> [PROBLEM TO WORK ON]:
Records follow. Pull out every line that contains "table".

> [DATA FOR THIS EXERCISE]:

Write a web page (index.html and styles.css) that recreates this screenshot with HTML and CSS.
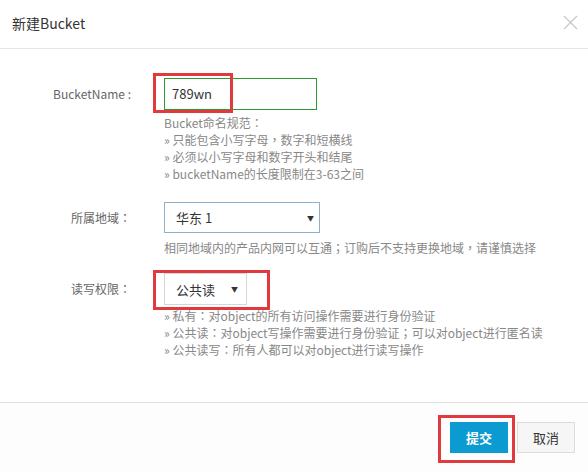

---

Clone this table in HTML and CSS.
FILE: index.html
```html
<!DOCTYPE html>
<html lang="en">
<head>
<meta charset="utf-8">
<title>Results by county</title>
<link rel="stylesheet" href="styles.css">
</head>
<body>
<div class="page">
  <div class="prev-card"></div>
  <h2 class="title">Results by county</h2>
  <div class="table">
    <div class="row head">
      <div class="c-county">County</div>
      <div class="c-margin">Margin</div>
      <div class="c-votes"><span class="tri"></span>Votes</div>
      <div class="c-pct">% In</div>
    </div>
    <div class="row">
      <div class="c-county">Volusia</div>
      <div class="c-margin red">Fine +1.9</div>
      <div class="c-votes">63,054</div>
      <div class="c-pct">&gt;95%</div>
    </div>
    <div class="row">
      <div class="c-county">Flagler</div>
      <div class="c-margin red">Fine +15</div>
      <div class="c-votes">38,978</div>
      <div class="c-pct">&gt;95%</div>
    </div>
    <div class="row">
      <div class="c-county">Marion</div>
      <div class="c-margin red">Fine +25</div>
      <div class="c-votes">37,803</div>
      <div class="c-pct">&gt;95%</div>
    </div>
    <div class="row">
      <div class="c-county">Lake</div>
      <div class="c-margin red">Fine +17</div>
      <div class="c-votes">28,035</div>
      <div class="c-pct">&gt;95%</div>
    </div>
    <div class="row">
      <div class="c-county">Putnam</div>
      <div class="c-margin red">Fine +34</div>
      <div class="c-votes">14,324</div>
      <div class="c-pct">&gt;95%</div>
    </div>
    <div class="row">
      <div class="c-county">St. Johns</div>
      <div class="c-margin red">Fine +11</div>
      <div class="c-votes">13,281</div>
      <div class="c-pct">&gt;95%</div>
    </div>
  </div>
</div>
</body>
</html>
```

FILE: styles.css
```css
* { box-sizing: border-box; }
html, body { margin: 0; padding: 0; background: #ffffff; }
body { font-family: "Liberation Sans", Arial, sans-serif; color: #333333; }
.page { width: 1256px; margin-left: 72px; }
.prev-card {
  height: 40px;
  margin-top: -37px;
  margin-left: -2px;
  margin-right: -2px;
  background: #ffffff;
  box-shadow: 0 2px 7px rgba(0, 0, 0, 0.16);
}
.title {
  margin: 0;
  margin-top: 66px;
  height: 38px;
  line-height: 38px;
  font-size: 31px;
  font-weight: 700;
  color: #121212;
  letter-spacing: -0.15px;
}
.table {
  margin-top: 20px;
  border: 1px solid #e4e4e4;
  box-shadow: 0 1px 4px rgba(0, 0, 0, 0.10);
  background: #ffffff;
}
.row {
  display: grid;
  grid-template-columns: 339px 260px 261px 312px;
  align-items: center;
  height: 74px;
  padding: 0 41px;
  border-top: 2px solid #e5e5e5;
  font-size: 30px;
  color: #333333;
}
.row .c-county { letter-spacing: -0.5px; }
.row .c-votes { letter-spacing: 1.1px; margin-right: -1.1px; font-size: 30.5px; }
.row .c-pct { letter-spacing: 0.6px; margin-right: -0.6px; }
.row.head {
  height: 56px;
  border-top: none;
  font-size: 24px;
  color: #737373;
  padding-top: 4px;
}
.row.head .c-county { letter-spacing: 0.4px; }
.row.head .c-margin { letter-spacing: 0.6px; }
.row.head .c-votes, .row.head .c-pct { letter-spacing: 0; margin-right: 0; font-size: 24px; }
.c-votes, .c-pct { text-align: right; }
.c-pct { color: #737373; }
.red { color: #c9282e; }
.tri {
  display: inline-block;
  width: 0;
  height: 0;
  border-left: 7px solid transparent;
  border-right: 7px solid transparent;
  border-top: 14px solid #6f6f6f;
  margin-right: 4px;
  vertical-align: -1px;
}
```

> [RESULT]:
Clone this table in HTML and CSS.
  <div class="table">
.table {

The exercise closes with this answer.